しかし、「フランス語のテクスト」はけっしてフランス語を母語とする人たちだけのものではありません。実際、ルネッサンスから現代まで、フランスは西欧で中心的な位置を占めながら、政治的にはほぼつねに二番手の位置に甘んじてきました —— あるときは神聖ローマ帝国やスペインの競合相手として、あるときはイギリスやドイツの競合相手として、またあるときはアメリカ合衆国とソヴィエト連邦に対する第三極として。フランス語の書き手たちが、往々にしてそれぞれの時代の支配的潮流からは距離をとり、批判的でもあれば少々ひねくれてもいるスタンスをとることができたのも、一面では、このフランスの特殊な位置によってのことでした。

フランスはまた、18世紀末の革命以降、19世紀を通じて、きわめて激しい政治的動揺を経験した国でもありました。この近代世界最大級の動揺のなかで、フランス語の書き手たちは、近代社会がもたらした功罪をもっとも激しく、その内側から生きてきました。19世紀以来、20世紀後半までのフランス文学・思想が、しばしば同時代の政治や社会と鋭い緊張関係を持ちながら、自分たち自身が生きている時代と場所とを問い直してきたのもそのせいです。そのなかからは、スタール夫人、サンド、コレット、ボーヴォワール、デュラスといった少なからぬ女性の作家・思想家たちも生まれています。
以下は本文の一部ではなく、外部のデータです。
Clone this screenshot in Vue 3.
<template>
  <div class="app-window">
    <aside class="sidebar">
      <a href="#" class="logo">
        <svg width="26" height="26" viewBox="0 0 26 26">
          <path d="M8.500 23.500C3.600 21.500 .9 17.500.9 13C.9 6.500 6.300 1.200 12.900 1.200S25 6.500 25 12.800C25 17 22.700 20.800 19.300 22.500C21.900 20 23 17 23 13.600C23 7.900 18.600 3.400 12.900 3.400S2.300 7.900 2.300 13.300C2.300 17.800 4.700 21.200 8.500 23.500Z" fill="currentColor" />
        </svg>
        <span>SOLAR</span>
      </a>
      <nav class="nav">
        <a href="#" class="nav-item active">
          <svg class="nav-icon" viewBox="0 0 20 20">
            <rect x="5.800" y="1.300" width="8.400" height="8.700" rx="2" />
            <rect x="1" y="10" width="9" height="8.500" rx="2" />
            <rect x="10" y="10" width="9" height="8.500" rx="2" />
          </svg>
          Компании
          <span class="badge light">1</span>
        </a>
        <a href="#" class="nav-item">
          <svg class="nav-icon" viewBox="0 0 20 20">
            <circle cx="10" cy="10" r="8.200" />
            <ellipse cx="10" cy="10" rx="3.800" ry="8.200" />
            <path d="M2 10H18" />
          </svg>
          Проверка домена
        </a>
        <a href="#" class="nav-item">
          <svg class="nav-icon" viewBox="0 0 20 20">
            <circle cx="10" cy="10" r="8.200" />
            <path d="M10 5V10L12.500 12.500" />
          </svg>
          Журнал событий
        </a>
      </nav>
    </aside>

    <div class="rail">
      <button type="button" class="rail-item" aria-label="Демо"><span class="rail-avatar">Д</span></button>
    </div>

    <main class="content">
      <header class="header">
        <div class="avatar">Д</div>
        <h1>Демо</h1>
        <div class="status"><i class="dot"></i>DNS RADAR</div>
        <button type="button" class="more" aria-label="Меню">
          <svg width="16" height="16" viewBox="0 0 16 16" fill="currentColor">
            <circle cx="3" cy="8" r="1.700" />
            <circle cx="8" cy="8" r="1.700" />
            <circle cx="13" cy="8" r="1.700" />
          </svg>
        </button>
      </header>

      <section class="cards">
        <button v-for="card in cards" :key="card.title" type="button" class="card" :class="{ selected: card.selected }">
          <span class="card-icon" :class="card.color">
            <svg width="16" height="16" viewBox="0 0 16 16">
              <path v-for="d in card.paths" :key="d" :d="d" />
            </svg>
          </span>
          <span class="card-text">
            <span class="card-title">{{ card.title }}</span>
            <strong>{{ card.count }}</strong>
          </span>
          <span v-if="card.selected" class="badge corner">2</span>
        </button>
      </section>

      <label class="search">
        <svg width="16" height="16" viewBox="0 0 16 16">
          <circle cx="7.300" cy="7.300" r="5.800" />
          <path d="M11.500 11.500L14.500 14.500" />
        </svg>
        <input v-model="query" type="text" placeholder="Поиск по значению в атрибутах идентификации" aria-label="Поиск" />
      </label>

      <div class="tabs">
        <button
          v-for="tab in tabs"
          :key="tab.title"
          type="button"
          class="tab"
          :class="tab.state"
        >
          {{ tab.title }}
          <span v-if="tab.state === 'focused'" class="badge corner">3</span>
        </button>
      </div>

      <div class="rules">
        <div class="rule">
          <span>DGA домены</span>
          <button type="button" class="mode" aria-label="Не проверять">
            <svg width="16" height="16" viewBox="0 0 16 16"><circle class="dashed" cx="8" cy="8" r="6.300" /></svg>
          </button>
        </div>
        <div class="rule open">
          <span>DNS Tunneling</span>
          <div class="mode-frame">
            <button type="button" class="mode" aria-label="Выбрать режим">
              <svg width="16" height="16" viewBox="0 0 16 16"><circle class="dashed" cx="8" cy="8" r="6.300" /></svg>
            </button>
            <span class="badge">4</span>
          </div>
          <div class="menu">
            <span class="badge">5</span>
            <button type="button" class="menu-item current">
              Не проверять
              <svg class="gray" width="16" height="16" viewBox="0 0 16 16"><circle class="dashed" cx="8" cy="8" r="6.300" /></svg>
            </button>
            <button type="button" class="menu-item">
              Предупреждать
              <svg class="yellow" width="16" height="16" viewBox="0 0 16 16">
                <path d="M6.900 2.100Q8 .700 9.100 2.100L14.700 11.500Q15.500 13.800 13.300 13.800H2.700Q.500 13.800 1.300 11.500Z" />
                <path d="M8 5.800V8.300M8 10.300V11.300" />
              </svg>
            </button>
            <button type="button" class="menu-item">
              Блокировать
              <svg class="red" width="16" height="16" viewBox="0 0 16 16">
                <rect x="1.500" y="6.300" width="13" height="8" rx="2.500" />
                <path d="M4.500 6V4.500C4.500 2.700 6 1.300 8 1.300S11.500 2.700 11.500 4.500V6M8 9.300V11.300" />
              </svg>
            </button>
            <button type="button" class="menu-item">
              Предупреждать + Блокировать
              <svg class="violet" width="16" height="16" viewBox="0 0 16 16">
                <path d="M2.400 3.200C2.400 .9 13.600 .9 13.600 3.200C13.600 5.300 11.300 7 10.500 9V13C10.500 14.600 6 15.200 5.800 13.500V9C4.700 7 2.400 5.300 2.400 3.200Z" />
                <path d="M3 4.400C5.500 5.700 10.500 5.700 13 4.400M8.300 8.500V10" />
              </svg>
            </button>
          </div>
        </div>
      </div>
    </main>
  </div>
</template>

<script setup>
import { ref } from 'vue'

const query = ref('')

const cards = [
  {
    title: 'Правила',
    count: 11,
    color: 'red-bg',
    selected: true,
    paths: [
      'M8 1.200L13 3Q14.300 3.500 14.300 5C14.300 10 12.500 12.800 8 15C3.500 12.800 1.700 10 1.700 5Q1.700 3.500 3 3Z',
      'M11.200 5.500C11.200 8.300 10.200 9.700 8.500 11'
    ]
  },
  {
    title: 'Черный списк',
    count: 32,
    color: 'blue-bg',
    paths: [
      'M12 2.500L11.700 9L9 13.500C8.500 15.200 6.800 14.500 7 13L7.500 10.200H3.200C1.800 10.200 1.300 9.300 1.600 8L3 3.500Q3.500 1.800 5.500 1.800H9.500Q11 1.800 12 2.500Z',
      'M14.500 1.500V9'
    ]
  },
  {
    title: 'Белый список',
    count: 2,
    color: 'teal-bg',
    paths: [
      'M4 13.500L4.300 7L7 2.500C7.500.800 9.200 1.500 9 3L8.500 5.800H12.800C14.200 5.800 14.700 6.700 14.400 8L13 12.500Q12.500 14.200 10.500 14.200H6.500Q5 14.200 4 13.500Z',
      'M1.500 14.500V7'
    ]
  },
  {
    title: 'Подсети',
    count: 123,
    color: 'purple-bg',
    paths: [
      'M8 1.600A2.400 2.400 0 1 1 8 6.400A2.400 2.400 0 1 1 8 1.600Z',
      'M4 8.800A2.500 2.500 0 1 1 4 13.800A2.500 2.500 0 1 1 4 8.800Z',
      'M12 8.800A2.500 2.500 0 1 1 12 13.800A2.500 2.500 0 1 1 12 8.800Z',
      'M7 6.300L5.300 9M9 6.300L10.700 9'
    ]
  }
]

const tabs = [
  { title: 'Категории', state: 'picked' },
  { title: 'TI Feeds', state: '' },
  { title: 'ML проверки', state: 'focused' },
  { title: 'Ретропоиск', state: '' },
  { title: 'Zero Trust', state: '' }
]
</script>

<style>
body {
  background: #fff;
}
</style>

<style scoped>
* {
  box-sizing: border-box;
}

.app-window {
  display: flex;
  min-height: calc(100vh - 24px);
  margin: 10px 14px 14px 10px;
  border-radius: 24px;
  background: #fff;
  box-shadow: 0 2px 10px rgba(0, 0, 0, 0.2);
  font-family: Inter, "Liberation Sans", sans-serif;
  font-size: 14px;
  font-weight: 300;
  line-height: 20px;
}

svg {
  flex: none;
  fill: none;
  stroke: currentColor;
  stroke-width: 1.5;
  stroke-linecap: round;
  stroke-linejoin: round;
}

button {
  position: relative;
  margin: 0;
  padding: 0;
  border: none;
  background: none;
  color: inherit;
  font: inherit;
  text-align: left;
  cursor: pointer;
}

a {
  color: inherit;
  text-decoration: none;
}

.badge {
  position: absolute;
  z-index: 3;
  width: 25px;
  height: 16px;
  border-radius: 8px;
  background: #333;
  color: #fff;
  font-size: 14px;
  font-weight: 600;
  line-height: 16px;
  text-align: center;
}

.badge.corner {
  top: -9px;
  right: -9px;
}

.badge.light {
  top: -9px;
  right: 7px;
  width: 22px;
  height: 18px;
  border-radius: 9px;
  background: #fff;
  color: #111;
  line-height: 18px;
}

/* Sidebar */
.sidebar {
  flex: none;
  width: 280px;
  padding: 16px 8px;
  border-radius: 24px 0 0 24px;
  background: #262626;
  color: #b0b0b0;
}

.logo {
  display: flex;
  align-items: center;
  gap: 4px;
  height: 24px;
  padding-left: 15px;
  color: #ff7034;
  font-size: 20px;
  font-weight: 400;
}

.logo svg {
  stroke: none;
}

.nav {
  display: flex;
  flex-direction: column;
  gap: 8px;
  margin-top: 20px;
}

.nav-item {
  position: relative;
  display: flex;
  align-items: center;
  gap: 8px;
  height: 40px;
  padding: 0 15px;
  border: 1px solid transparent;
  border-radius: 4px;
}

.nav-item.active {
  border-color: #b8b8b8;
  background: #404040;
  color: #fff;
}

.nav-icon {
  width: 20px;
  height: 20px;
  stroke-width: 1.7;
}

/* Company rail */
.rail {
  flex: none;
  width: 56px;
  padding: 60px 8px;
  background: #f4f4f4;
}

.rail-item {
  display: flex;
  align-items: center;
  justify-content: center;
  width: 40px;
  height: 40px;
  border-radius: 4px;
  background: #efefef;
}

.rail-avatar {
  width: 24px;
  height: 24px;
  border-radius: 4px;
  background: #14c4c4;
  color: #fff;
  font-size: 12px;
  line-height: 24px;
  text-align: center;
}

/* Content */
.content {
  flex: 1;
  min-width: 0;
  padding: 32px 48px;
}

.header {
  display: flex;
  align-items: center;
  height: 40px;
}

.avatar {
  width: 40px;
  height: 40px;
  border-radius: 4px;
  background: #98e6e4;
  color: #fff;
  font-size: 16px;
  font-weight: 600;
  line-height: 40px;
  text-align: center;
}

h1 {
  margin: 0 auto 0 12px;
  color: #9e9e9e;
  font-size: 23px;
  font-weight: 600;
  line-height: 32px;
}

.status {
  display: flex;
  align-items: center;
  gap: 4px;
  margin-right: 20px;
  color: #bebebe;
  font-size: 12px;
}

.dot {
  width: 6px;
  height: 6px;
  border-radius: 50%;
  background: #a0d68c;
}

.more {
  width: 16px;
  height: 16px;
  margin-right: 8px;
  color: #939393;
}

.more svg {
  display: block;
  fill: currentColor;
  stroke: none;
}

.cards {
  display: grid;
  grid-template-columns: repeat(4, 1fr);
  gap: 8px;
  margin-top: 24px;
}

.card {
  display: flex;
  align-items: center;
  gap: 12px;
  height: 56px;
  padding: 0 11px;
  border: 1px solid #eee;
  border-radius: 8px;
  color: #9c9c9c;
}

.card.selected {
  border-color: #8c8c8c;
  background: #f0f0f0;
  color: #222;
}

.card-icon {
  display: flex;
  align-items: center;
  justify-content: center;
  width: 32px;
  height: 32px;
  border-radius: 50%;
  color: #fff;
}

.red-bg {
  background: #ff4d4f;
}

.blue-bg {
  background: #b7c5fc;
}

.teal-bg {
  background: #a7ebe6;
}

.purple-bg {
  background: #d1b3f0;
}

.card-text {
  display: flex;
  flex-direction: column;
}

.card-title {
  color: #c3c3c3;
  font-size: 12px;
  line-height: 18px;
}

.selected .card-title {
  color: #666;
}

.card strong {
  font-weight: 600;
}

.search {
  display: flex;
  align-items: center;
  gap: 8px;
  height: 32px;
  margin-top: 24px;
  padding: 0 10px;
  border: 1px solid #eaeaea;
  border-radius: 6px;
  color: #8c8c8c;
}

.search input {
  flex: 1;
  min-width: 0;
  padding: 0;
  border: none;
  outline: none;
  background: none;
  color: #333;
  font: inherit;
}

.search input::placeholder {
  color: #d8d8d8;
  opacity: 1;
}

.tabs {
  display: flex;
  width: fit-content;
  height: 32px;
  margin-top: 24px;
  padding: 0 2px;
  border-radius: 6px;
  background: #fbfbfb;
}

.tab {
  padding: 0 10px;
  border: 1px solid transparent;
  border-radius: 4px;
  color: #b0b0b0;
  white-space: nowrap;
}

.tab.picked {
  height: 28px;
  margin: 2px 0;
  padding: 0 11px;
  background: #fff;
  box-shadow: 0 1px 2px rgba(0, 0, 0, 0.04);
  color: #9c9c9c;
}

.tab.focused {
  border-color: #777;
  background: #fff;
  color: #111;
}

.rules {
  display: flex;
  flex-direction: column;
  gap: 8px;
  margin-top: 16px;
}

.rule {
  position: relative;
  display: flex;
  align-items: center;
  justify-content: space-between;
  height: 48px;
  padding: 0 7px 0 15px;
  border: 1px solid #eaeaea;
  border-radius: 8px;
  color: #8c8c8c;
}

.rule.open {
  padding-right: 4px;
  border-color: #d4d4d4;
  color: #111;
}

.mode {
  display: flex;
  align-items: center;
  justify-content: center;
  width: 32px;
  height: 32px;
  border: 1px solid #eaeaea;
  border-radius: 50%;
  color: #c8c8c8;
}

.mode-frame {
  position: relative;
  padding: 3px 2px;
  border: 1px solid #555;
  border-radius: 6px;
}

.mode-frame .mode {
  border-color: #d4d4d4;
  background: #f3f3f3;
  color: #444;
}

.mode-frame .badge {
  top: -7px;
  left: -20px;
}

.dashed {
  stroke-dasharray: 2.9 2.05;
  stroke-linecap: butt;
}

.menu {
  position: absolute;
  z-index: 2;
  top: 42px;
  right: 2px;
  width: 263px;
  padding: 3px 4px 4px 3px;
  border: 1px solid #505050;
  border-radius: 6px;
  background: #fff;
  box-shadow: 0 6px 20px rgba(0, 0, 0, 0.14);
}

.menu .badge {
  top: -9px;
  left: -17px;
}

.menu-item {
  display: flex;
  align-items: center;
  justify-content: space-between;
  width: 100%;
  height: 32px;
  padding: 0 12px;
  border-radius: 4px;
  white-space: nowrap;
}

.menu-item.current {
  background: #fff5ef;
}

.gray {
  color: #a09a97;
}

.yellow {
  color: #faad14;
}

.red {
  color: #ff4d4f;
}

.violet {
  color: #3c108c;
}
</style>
フランス革命の余波のなかではハイチ共和国が創設され、また20世紀後半の脱植民地化は、フランスがアフリカ・アジア・アメリカに展開した植民地帝国をあらかた解体するか、共和国内部の海外県として位置づけ直す結果をもたらしました。近年では、こうしたフランスの外のフランス語圏の書き手たちの仕事も、フランス語フランス文学研究の関心のなかに収められるようになっています。ベルギーやスイスといったヨーロッパのフランス語圏のみならず、アフリカ・カリブ海・ケベックなど、ヨーロッパの外で書かれたフランス語のテクストを読み、フランスの外からフランスを相対化・対象化することも、現在の仏文研究にとって重要な課題です。

伝統的に大学では、同時代に数多く生み出され続けている現代文学の作品についてはその価値を適切に評価することが容易でないため、歴史的・批評的距離が取れるようになるまでは研究対象として取り上げないといった態度が主流でした。しかし、そうした同時代作品が、私たち自身にとって重要な、喫緊の問題を思考するのになんらかの助けになるのであれば、これを排除する理由はありません。「新しいから」といって飛びつくのは愚かな振る舞いでしょうが、「新しいから」といって避けるのも文学や思考に対してけっして正当な態度ではないでしょう。同時代の創造に寄り添いながら、文学研究もまた自身を更新していかねばなりません。次世代に引き継ぐべき21世紀の文学史は、私たち自身の手によって作られてゆくのです。